Classification and Description of Bosonic Symmetry Protected Topological Phases with semiclassical Nonlinear Sigma models

TL;DR

This paper classifies bosonic symmetry protected topological phases across all dimensions using semiclassical nonlinear sigma models with topological terms, linking physical boundary phenomena to mathematical group cohomology classifications.

Contribution

It introduces a unified NLSM framework for classifying SPT phases in all dimensions, connecting physical models with mathematical group cohomology and boundary physics.

Findings

Unified classification of SPT phases using O(d+2) NLSMs with topological terms

Explicit boundary physics and defect constructions for SPT phases

Consistency with mathematical group cohomology classification

Abstract

In this paper we systematically classify and describe bosonic symmetry protected topological (SPT) phases in all physical spatial dimensions using semiclassical nonlinear Sigma model (NLSM) field theories.
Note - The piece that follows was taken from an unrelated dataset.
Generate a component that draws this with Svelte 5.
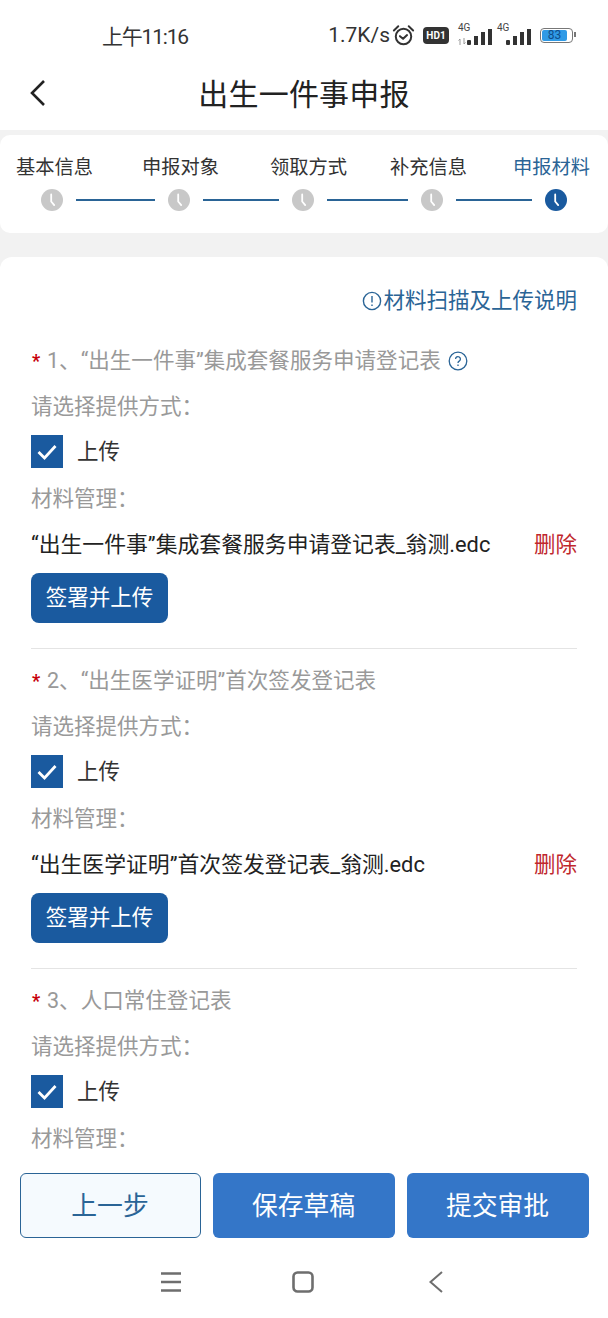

All the SPT phases on a $d-$dimensional lattice discussed in this paper can be described by the same NLSM, which is an O(d+2) NLSM in $(d+1)-$dimensional space-time, with a topological $\Theta-$term. The field in the NLSM is a semiclassical Landau order parameter with a unit length constraint. The classification of SPT phases discussed in this paper based on their NLSMs is consistent with the more mathematical classification based on group cohomology. Besides the classification, the formalism used in this paper also allows us to explicitly discuss the physics at the boundary of the SPT phases, and it reveals the relation between SPT phases with different symmetries. For example, it gives many of these SPT states a natural "decorated defect" construction.